| Requirements |
Print, word for word, every line from the beginning of the listing up to and including the line with "const cell = 'h-[38px]". Pictures are to be excluded.

| Source material |
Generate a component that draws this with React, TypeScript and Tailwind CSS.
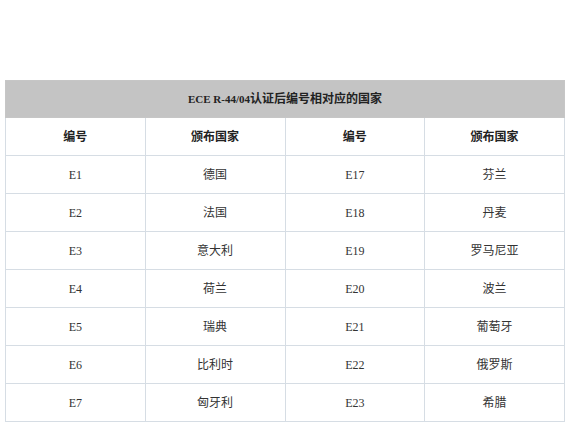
const rows: [string, string, string, string][] = [
  ['E1', '德国', 'E17', '芬兰'],
  ['E2', '法国', 'E18', '丹麦'],
  ['E3', '意大利', 'E19', '罗马尼亚'],
  ['E4', '荷兰', 'E20', '波兰'],
  ['E5', '瑞典', 'E21', '葡萄牙'],
  ['E6', '比利时', 'E22', '俄罗斯'],
  ['E7', '匈牙利', 'E23', '希腊'],
]

const cell = 'h-[38px] w-[140px] border border-[#d6dde4] p-0 text-center align-middle'

export default function App() {
  return (
    <div
      className="h-[425px] w-[566px] overflow-hidden bg-white pt-[80px] pl-[5px] text-[12px] text-[#333]"
      style={{ fontFamily: '"Liberation Serif", "Noto Sans CJK SC", serif' }}
    >
      <table className="w-[560px] table-fixed border-collapse">
        <thead>
          <tr>
            <th colSpan={4} className="h-[37px] border border-[#c6c6c6] bg-[#c4c4c4] text-center font-bold text-[#222]">
              <span className="text-[11px]">ECE R-44/04</span>认证后编号相对应的国家
            </th>
          </tr>
          <tr>
            <th className={`${cell} font-bold text-[#222]`}>编号</th>
            <th className={`${cell} font-bold text-[#222]`}>颁布国家</th>
            <th className={`${cell} font-bold text-[#222]`}>编号</th>
            <th className={`${cell} font-bold text-[#222]`}>颁布国家</th>
          </tr>
        </thead>
        <tbody>
          {rows.map((r) => (
            <tr key={r[0]}>
              {r.map((v, i) => (
                <td key={i} className={cell}>
                  {v}
                </td>
              ))}
            </tr>
          ))}
        </tbody>
      </table>
    </div>
  )
}
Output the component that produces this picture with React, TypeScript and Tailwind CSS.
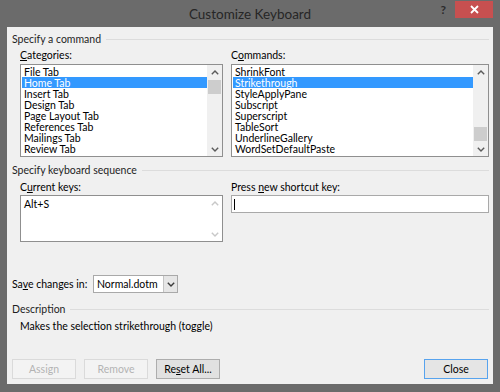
import React from "react";

const F = "font-['Lato',sans-serif]";

function Chevron({ up, color = "#5a5a5a" }: { up?: boolean; color?: string }) {
  return (
    <svg width="8" height="5" viewBox="0 0 8 5">
      <polyline
        points={up ? "0.8,4.2 4,1 7.2,4.2" : "0.8,0.8 4,4 7.2,0.8"}
        fill="none"
        stroke={color}
        strokeWidth="1.4"
      />
    </svg>
  );
}

function ScrollBar({ thumbClass, disabled }: { thumbClass?: string; disabled?: boolean }) {
  const c = disabled ? "#c8c8c8" : "#5a5a5a";
  return (
    <div className={`flex w-[15px] flex-col ${disabled ? "bg-white" : "bg-[#f0f0f0]"}`}>
      <div className="flex h-[14px] items-center justify-center">
        <Chevron up color={c} />
      </div>
      <div className="flex flex-1 flex-col px-[1px]">
        {thumbClass ? <div className={`h-[14px] bg-[#cdcdcd] ${thumbClass}`} /> : null}
      </div>
      <div className="flex h-[14px] items-center justify-center">
        <Chevron color={c} />
      </div>
    </div>
  );
}

function ListBox({
  items,
  selected,
  thumbClass,
  className,
}: {
  items: string[];
  selected: number;
  thumbClass: string;
  className: string;
}) {
  return (
    <div className={`flex h-[93px] border border-[#8f8f8f] bg-white ${className}`}>
      <div className="flex min-w-0 flex-1 flex-col pl-[1px] pt-[1px]">
        {items.map((it, i) => (
          <div
            key={it}
            className={`h-[11px] whitespace-nowrap pl-[2px] text-[10.5px] leading-[12px] ${
              i === selected ? "bg-[#3399ff] text-white" : "text-black"
            }`}
          >
            {it}
          </div>
        ))}
      </div>
      <ScrollBar thumbClass={thumbClass} />
    </div>
  );
}

function SectionHeader({ text }: { text: string }) {
  return (
    <div className="flex h-[14px] items-center">
      <span className="text-[10.5px] leading-[14px] text-[#1e1e1e]">{text}</span>
      <div className="ml-[5px] h-px flex-1 bg-[#dcdcdc]" />
    </div>
  );
}

function Btn({
  children,
  kind,
}: {
  children: React.ReactNode;
  kind: "disabled" | "normal" | "default";
}) {
  const cls =
    kind === "disabled"
      ? "border-[#dadada] bg-[#f3f3f3] text-[#b3b3b3]"
      : kind === "normal"
      ? "border-[#adadad] bg-[#e1e1e1] text-black"
      : "border-[#57a3ee] bg-[#e5e5e5] text-black";
  return (
    <div
      className={`flex h-[20px] w-[64px] items-center justify-center border text-[10.5px] leading-none ${cls}`}
    >
      {children}
    </div>
  );
}

export default function App() {
  return (
    <div className={`flex h-[392px] w-[500px] flex-col bg-[#6b6b6b] ${F}`}>
      {/* title bar */}
      <div className="grid h-[27px] grid-cols-[1fr_auto_1fr] items-start">
        <div />
        <div className="pt-[5px] text-[13.5px] leading-[18px] text-[#262626]">Customize Keyboard</div>
        <div className="flex items-start justify-end pr-[7px] pt-[1px]">
          <div className="mr-[9px] mt-[2px] text-[12px] font-bold leading-[14px] text-[#2b2b2b]">?</div>
          <div className="flex h-[17px] w-[38px] items-center justify-center bg-[#c75050]">
            <svg width="9" height="9" viewBox="0 0 9 9">
              <path d="M1 1 L8 8 M8 1 L1 8" stroke="white" strokeWidth="1.8" />
            </svg>
          </div>
        </div>
      </div>

      {/* client */}
      <div className="mx-[7px] flex h-[357px] flex-col bg-[#f0f0f0] pl-[5px] pr-[4px] pt-[5px]">
        <SectionHeader text="Specify a command" />
        <div className="mt-[2px] flex pl-[8px] text-[10.5px] leading-[14px] text-black">
          <div className="w-[211px]">
            <u className="underline-offset-[1px]">C</u>ategories:
          </div>
          <div>
            C<u className="underline-offset-[1px]">o</u>mmands:
          </div>
        </div>
        <div className="mt-[2px] flex gap-[8px] pl-[8px]">
          <ListBox
            className="w-[203px]"
            items={[
              "File Tab",
              "Home Tab",
              "Insert Tab",
              "Design Tab",
              "Page Layout Tab",
              "References Tab",
              "Mailings Tab",
              "Review Tab",
            ]}
            selected={1}
            thumbClass="mt-[1px]"
          />
          <ListBox
            className="flex-1"
            items={[
              "ShrinkFont",
              "Strikethrough",
              "StyleApplyPane",
              "Subscript",
              "Superscript",
              "TableSort",
              "UnderlineGallery",
              "WordSetDefaultPaste",
            ]}
            selected={1}
            thumbClass="mt-auto mb-[1px]"
          />
        </div>

        <div className="mt-[6px]">
          <SectionHeader text="Specify keyboard sequence" />
        </div>
        <div className="mt-[3px] flex pl-[8px] text-[10.5px] leading-[14px] text-black">
          <div className="w-[211px]">
            C<u className="underline-offset-[1px]">u</u>rrent keys:
          </div>
          <div>
            Press <u className="underline-offset-[1px]">n</u>ew shortcut key:
          </div>
        </div>
        <div className="mt-[1px] flex items-start gap-[8px] pl-[8px]">
          <div className="flex h-[47px] w-[203px] border border-[#8f8f8f] bg-white">
            <div className="flex-1 pl-[3px] pt-[1px] text-[10.5px] leading-[14px] text-black">Alt+S</div>
            <ScrollBar disabled />
          </div>
          <div className="flex h-[18px] flex-1 items-center border border-[#a9a9a9] bg-white pl-[2px]">
            <div className="h-[11px] w-px bg-black" />
          </div>
        </div>

        <div className="mt-[33px] flex h-[18px] items-center">
          <div className="w-[81px] text-[10.5px] leading-[14px] text-black">
            Sa<u className="underline-offset-[1px]">v</u>e changes in:
          </div>
          <div className="flex h-[18px] w-[85px] border border-[#a9a9a9] bg-white">
            <div className="flex flex-1 items-center pl-[3px] text-[10.5px] leading-none text-black">
              Normal.dotm
            </div>
            <div className="flex w-[14px] items-center justify-center border-l border-[#c4c4c4] bg-[#e6e6e6]">
              <Chevron color="#3a3a3a" />
            </div>
          </div>
        </div>

        <div className="mt-[9px]">
          <SectionHeader text="Description" />
        </div>
        <div className="mt-[3px] pl-[8px] text-[10.5px] leading-[14px] text-black">
          Makes the selection strikethrough (toggle)
        </div>

        <div className="mt-[26px] flex items-center pr-[1px]">
          <div className="flex gap-[8px]">
            <Btn kind="disabled">Assign</Btn>
            <Btn kind="disabled">Remove</Btn>
            <Btn kind="normal">
              <span>
                Re<u className="underline-offset-[1px]">s</u>et All...
              </span>
            </Btn>
          </div>
          <div className="ml-auto">
            <Btn kind="default">Close</Btn>
          </div>
        </div>
      </div>
    </div>
  );
}
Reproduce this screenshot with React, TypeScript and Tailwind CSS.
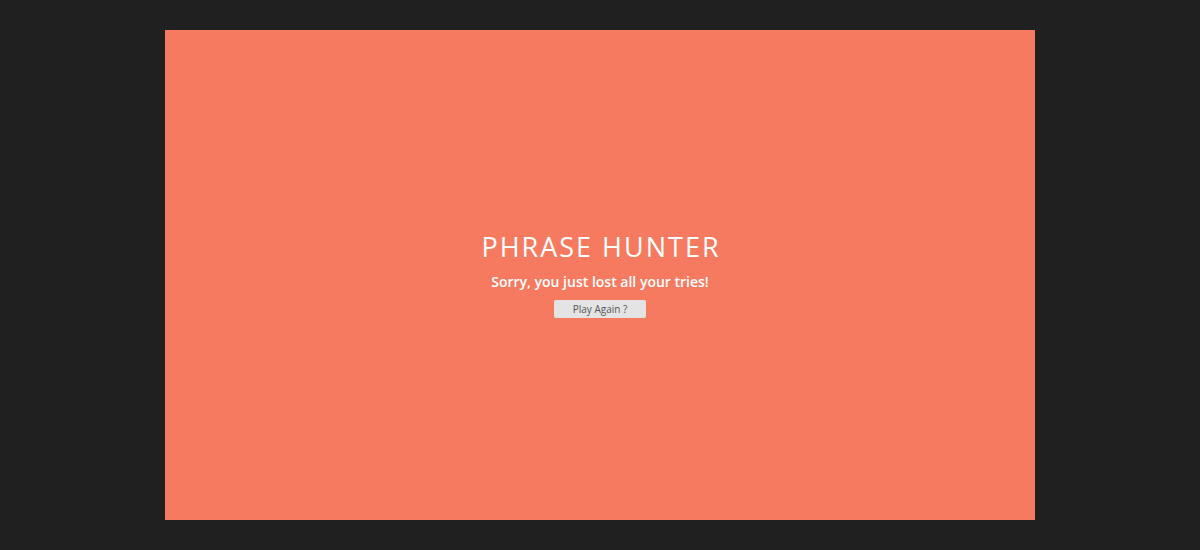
export default function App() {
  return (
    <div className="w-[1200px] h-[550px] bg-[#202020] flex items-start justify-center pt-[30px]" style={{ fontFamily: '"Open Sans", "Liberation Sans", sans-serif' }}>
      <div className="w-[870px] h-[490px] bg-[#f67a60] flex flex-col items-center justify-center text-white">
        <h1 className="text-[27px] leading-[30px] font-normal tracking-[2px] pl-[2px]">PHRASE HUNTER</h1>
        <p className="mt-[10px] text-[14px] leading-[20px] font-semibold">Sorry, you just lost all your tries!</p>
        <button className="mt-[8px] w-[92px] h-[18px] bg-[#e4e4e4] rounded-[2px] text-[10px] leading-[18px] text-[#555]">Play Again ?</button>
      </div>
    </div>
  );
}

| Finished answer |
Generate a component that draws this with React, TypeScript and Tailwind CSS.
const rows: [string, string, string, string][] = [
  ['E1', '德国', 'E17', '芬兰'],
  ['E2', '法国', 'E18', '丹麦'],
  ['E3', '意大利', 'E19', '罗马尼亚'],
  ['E4', '荷兰', 'E20', '波兰'],
  ['E5', '瑞典', 'E21', '葡萄牙'],
  ['E6', '比利时', 'E22', '俄罗斯'],
  ['E7', '匈牙利', 'E23', '希腊'],
]

const cell = 'h-[38px] w-[140px] border border-[#d6dde4] p-0 text-center align-middle'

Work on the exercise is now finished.